BEGIN Source data

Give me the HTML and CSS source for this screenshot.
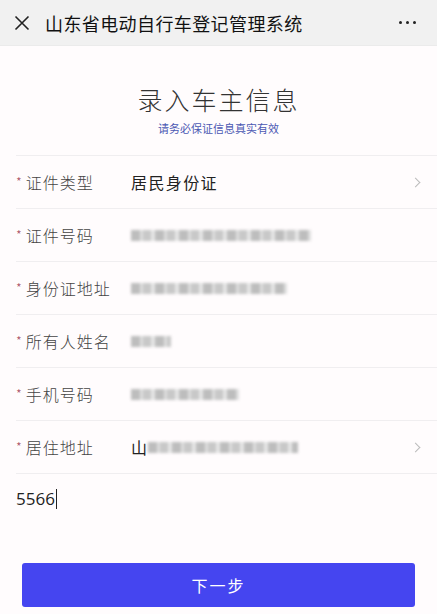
FILE: index.html
```html
<!DOCTYPE html>
<html lang="zh-CN">

<head>
  <meta charset="UTF-8">
  <meta name="viewport" content="width=device-width, initial-scale=1.0">
  <title>录入车主信息</title>
  <link rel="stylesheet" href="styles.css">
</head>

<body>
  <!-- 顶部导航 -->
  <div class="nav-bar">
    <svg class="nav-close" width="16" height="16" viewBox="0 0 16 16">
      <path d="M1.5 1.5 L14.5 14.5 M14.5 1.5 L1.5 14.5" stroke="#222" stroke-width="1.6" fill="none" />
    </svg>
    <div class="nav-title">山东省电动自行车登记管理系统</div>
    <div class="nav-more"><i></i><i></i><i></i></div>
  </div>

  <!-- 标题 -->
  <div class="page-head">
    <div class="page-title">录入车主信息</div>
    <div class="page-tip">请务必保证信息真实有效</div>
  </div>

  <!-- 表单 -->
  <div class="form">
    <div class="form-row">
      <div class="label"><span class="star">*</span>证件类型</div>
      <div class="value">居民身份证</div>
      <span class="arrow"></span>
    </div>
    <div class="form-row">
      <div class="label"><span class="star">*</span>证件号码</div>
      <div class="value"><span class="blur" style="width: 180px"></span></div>
    </div>
    <div class="form-row">
      <div class="label"><span class="star">*</span>身份证地址</div>
      <div class="value"><span class="blur" style="width: 156px"></span></div>
    </div>
    <div class="form-row">
      <div class="label"><span class="star">*</span>所有人姓名</div>
      <div class="value"><span class="blur" style="width: 40px"></span></div>
    </div>
    <div class="form-row">
      <div class="label"><span class="star">*</span>手机号码</div>
      <div class="value"><span class="blur" style="width: 108px"></span></div>
    </div>
    <div class="form-row">
      <div class="label"><span class="star">*</span>居住地址</div>
      <div class="value">山<span class="blur" style="width: 150px"></span></div>
      <span class="arrow"></span>
    </div>
    <div class="form-input">5566<span class="caret"></span></div>
  </div>

  <div class="btn-next">下一步</div>
</body>

</html>
```

FILE: styles.css
```css
body,
html {
  margin: 0;
  width: 100%;
  height: 100%;
}

body {
  background: #fffcfd;
  font-family: "Noto Sans CJK SC", "Noto Sans", sans-serif;
  color: #222;
  overflow: hidden;
}

/* 顶部导航 */
.nav-bar {
  height: 46px;
  background: #f1f1f1;
  display: flex;
  align-items: center;
  padding: 0 14px;
  border-bottom: 1px solid #ebebeb;
  box-sizing: border-box;
}

.nav-close {
  flex: none;
}

.nav-title {
  flex: 1;
  margin-left: 15px;
  font-size: 18px;
  color: #111;
  letter-spacing: 0.4px;
}

.nav-more {
  display: flex;
  gap: 4px;
  margin-right: 7px;
}

.nav-more i {
  width: 3px;
  height: 3px;
  border-radius: 50%;
  background: #222;
}

/* 标题 */
.page-head {
  text-align: center;
  padding-top: 37px;
  height: 110px;
  box-sizing: border-box;
  border-bottom: 1px solid #f0eef0;
  margin-left: 16px;
  padding-right: 16px;
}

.page-title {
  font-size: 25px;
  line-height: 32px;
  font-weight: 300;
  color: #333;
  letter-spacing: 2px;
}

.page-tip {
  margin-top: 5px;
  font-size: 11px;
  line-height: 16px;
  color: #4b58b3;
}

/* 表单 */
.form {
  margin-left: 16px;
}

.form-row {
  height: 53px;
  display: flex;
  align-items: center;
  border-bottom: 1px solid #f0eef0;
  box-sizing: border-box;
  padding-right: 18px;
}

.label {
  width: 115px;
  font-size: 16px;
  font-weight: 300;
  color: #444;
  letter-spacing: 1px;
}

.star {
  color: #a5485a;
  font-size: 13px;
  margin-right: 3px;
  position: relative;
  top: -2px;
}

.value {
  flex: 1;
  font-size: 16px;
  color: #222;
  letter-spacing: 1.4px;
  display: flex;
  align-items: center;
}

.blur {
  display: inline-block;
  height: 11px;
  background: repeating-linear-gradient(90deg, #bdbdbd 0 9px, #dedede 9px 12px, #c8c8c8 12px 20px, #e6e6e6 20px 24px);
  filter: blur(1.5px);
}

.arrow {
  width: 6px;
  height: 6px;
  border-top: 1.5px solid #bbb;
  border-right: 1.5px solid #bbb;
  transform: rotate(45deg);
}

.form-input {
  padding-top: 14px;
  font-size: 17px;
  line-height: 22px;
  color: #222;
  font-family: "Open Sans", "Noto Sans", sans-serif;
  display: flex;
  align-items: flex-start;
  height: 89px;
  box-sizing: border-box;
}

.caret {
  display: inline-block;
  width: 1px;
  height: 20px;
  background: #222;
  margin: 1px 0 0 1px;
}

.btn-next {
  margin: 0 22px;
  height: 44px;
  border-radius: 3px;
  background: #4545f0;
  color: #fff;
  font-size: 16px;
  letter-spacing: 2px;
  display: flex;
  align-items: center;
  justify-content: center;
}
```
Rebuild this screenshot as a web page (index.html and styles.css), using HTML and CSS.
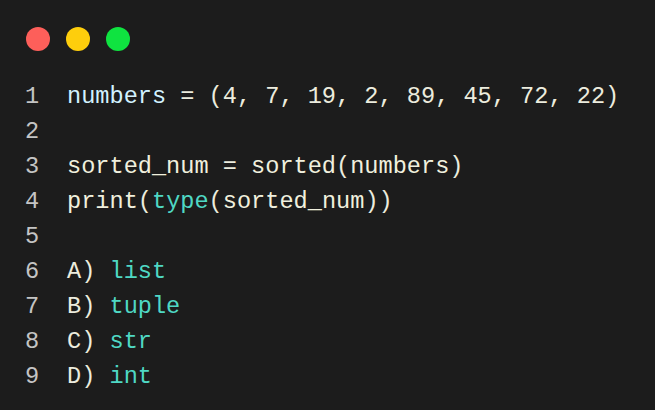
FILE: index.html
```html
<!DOCTYPE html>
<html>
<head>
<meta charset="utf-8">
<link rel="stylesheet" href="styles.css">
</head>
<body>
<div class="window">
  <div class="dots">
    <span class="dot red"></span>
    <span class="dot yellow"></span>
    <span class="dot green"></span>
  </div>
  <div class="code">
    <div class="line"><span class="ln">1</span><span class="src"><span class="var">numbers</span> = (4, 7, 19, 2, 89, 45, 72, 22)</span></div>
    <div class="line"><span class="ln">2</span><span class="src"></span></div>
    <div class="line"><span class="ln">3</span><span class="src"><span class="fn">sorted_num</span> = <span class="fn">sorted</span>(<span class="fn">numbers</span>)</span></div>
    <div class="line"><span class="ln">4</span><span class="src"><span class="fn">print</span>(<span class="kw">type</span>(<span class="fn">sorted_num</span>))</span></div>
    <div class="line"><span class="ln">5</span><span class="src"></span></div>
    <div class="line"><span class="ln">6</span><span class="src">A) <span class="kw">list</span></span></div>
    <div class="line"><span class="ln">7</span><span class="src">B) <span class="kw">tuple</span></span></div>
    <div class="line"><span class="ln">8</span><span class="src">C) <span class="kw">str</span></span></div>
    <div class="line"><span class="ln">9</span><span class="src">D) <span class="kw">int</span></span></div>
  </div>
</div>
</body>
</html>
```
FILE: styles.css
```css
html, body {
  margin: 0;
  padding: 0;
  background: #1c1c1c;
}
.window {
  width: 655px;
  height: 410px;
  background: #1c1c1c;
  box-sizing: border-box;
  padding: 27px 0 0 26px;
}
.dots {
  display: flex;
  gap: 16px;
}
.dot {
  width: 24px;
  height: 24px;
  border-radius: 50%;
  display: block;
}
.red { background: #fd5f5a; }
.yellow { background: #fece0c; }
.green { background: #0fe340; }
.code {
  margin-top: 28px;
  margin-left: -1px;
  font-family: "Liberation Mono", monospace;
  font-size: 23.6px;
  color: #ececde;
}
.line {
  display: flex;
  height: 35px;
  line-height: 35px;
  white-space: pre;
}
.ln {
  width: 42px;
  color: #c4c4c4;
}
.var { color: #d2f2ff; }
.fn { color: #f0f0de; }
.kw { color: #4fd8c4; }
```
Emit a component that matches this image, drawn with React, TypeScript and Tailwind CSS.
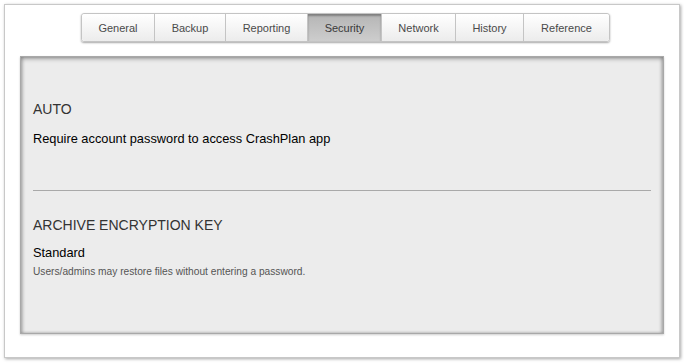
const tabs = [
  { label: "General", w: "w-[72px]" },
  { label: "Backup", w: "w-[71px]" },
  { label: "Reporting", w: "w-[82px]" },
  { label: "Security", w: "w-[74px]" },
  { label: "Network", w: "w-[74px]" },
  { label: "History", w: "w-[68px]" },
  { label: "Reference", w: "w-[86px]" },
]

export default function App() {
  const active = "Security"

  return (
    <div className="w-[684px] h-[363px] bg-white pt-[4px] pl-[4px] font-['Liberation_Sans',Arial,sans-serif]">
      <div className="w-[676px] h-[354px] bg-white border border-[#c8c8c8] shadow-[1px_1px_3px_rgba(0,0,0,0.35)] flex flex-col px-[15px] pt-[8px]">
        {/* Tabs */}
        <div className="flex justify-center pl-[7px]">
          <div className="flex h-[29px] rounded-[3px] shadow-[0_1px_2px_rgba(0,0,0,0.35)] border border-[#c4c4c4]">
            {tabs.map((t, i) => {
              const isActive = t.label === active
              return (
                <div
                  key={t.label}
                  className={`${t.w} flex items-center justify-center text-[11px] pt-[1px] ${
                    i > 0 ? "border-l border-[#c4c4c4]" : ""
                  } ${i === 0 ? "rounded-l-[3px]" : ""} ${i === tabs.length - 1 ? "rounded-r-[3px]" : ""} ${
                    isActive
                      ? "bg-gradient-to-b from-[#b5b5b5] to-[#cdcdcd] text-[#3a3a3a] shadow-[inset_0_2px_2px_rgba(0,0,0,0.3)] border-t-[#8a8a8a]"
                      : "bg-gradient-to-b from-[#ffffff] to-[#ececec] text-[#4a4a4a]"
                  }`}
                >
                  {t.label}
                </div>
              )
            })}
          </div>
        </div>

        {/* Panel */}
        <div className="mt-[14px] h-[278px] bg-[#ececec] border border-[#a8a8a8] shadow-[inset_0_2px_4px_rgba(0,0,0,0.3),inset_2px_0_3px_rgba(0,0,0,0.15),inset_-2px_0_3px_rgba(0,0,0,0.15),0_1px_2px_rgba(0,0,0,0.2)] px-[12px] pt-[42px]">
          <div className="text-[14px] leading-[20px] text-[#333]">AUTO</div>
          <div className="mt-[11px] text-[12.8px] leading-[18px] text-black">
            Require account password to access CrashPlan app
          </div>
          <div className="mt-[42px] border-t border-[#a9a9a9]" />
          <div className="mt-[24px] text-[14px] leading-[20px] text-[#333]">ARCHIVE ENCRYPTION KEY</div>
          <div className="mt-[9px] text-[12.8px] leading-[18px] text-black">Standard</div>
          <div className="mt-[3px] text-[10.2px] leading-[14px] text-[#555]">
            Users/admins may restore files without entering a password.
          </div>
        </div>
      </div>
    </div>
  )
}
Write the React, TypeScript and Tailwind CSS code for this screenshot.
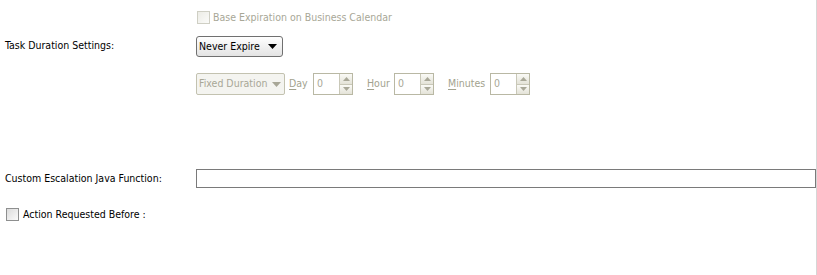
import React from "react";

const font = { fontFamily: '"DejaVu Sans Condensed", "Liberation Sans", Arial, sans-serif' };

function Spinner() {
  return (
    <div className="flex h-[22px] w-[40px] border border-[#b9b8a4] bg-white">
      <div className="flex flex-1 items-center pl-[3px] text-[#a8a797]">0</div>
      <div className="flex w-[13px] flex-col border-l border-[#c9c8b8]">
        <div className="flex flex-1 items-center justify-center border-b border-[#c9c8b8] bg-gradient-to-b from-[#fafaf6] to-[#e4e3d8]">
          <svg width="7" height="4" viewBox="0 0 7 4"><path d="M0 4 L3.5 0 L7 4 Z" fill="#a9a898" /></svg>
        </div>
        <div className="flex flex-1 items-center justify-center bg-gradient-to-b from-[#fafaf6] to-[#e4e3d8]">
          <svg width="7" height="4" viewBox="0 0 7 4"><path d="M0 0 L3.5 4 L7 0 Z" fill="#a9a898" /></svg>
        </div>
      </div>
    </div>
  );
}

function UL({ first, rest }: { first: string; rest: string }) {
  return (
    <span className="text-[#a3a28e]">
      <span className="underline underline-offset-2">{first}</span>
      {rest}
    </span>
  );
}

export default function App() {
  return (
    <div className="relative h-[275px] w-[817px] overflow-hidden bg-white text-[10.5px] text-black" style={font}>
      <div className="absolute right-0 top-0 h-full w-px bg-[#d6d6d6]" />
      <div className="flex flex-col">
        {/* row 1 */}
        <div className="mt-[10px] flex h-[14px] items-center pl-[197px]">
          <div className="h-[13px] w-[13px] border border-[#cfcfc4] bg-gradient-to-br from-[#ececE6] to-[#fbfbf9]" />
          <span className="ml-[3px] pt-[1px] text-[#a8a797]">Base Expiration on Business Calendar</span>
        </div>
        {/* row 2 */}
        <div className="mt-[12px] flex h-[21px]">
          <div className="w-[196px] pl-[5px] pt-[2px]">Task Duration Settings:</div>
          <div className="flex w-[87px] items-center justify-between rounded-[3px] border border-[#707070] bg-gradient-to-b from-[#ffffff] to-[#e3e3e3] pl-[2px] pr-[5px]">
            <span>Never Expire</span>
            <svg width="9" height="5" viewBox="0 0 9 5"><path d="M0 0 L9 0 L4.5 5 Z" fill="#000" /></svg>
          </div>
        </div>
        {/* row 3 */}
        <div className="mt-[16px] flex h-[22px] items-center pl-[196px]">
          <div className="flex h-[22px] w-[89px] items-center justify-between rounded-[2px] border border-[#c3c2b0] bg-[#f4f4f0] pl-[2px] pr-[3px] text-[#a8a797]">
            <span>Fixed Duration</span>
            <svg width="9" height="5" viewBox="0 0 9 5"><path d="M0 0 L9 0 L4.5 5 Z" fill="#a8a797" /></svg>
          </div>
          <div className="ml-[4px] w-[24px]"><UL first="D" rest="ay" /></div>
          <Spinner />
          <div className="ml-[14px] w-[27px]"><UL first="H" rest="our" /></div>
          <Spinner />
          <div className="ml-[14px] w-[42px]"><UL first="M" rest="inutes" /></div>
          <Spinner />
        </div>
        {/* row 4 */}
        <div className="mt-[74px] flex h-[19px] items-center">
          <div className="w-[196px] pl-[5px]">Custom Escalation Java Function:</div>
          <div className="h-[19px] w-[620px] border border-[#7a7a7a] bg-white" />
        </div>
        {/* row 5 */}
        <div className="mt-[19px] flex h-[14px] items-center pl-[6px]">
          <div className="h-[13px] w-[13px] border border-[#8e8f8f] bg-gradient-to-br from-[#dcdcdc] to-[#fbfbfb]" />
          <span className="ml-[4px] pt-[1px]">Action Requested Before :</span>
        </div>
      </div>
    </div>
  );
}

END Source data

• [Exercise] From the data above, count the lines where "styles" occurs and give that figure and nothing else.

• [Result of this task] 5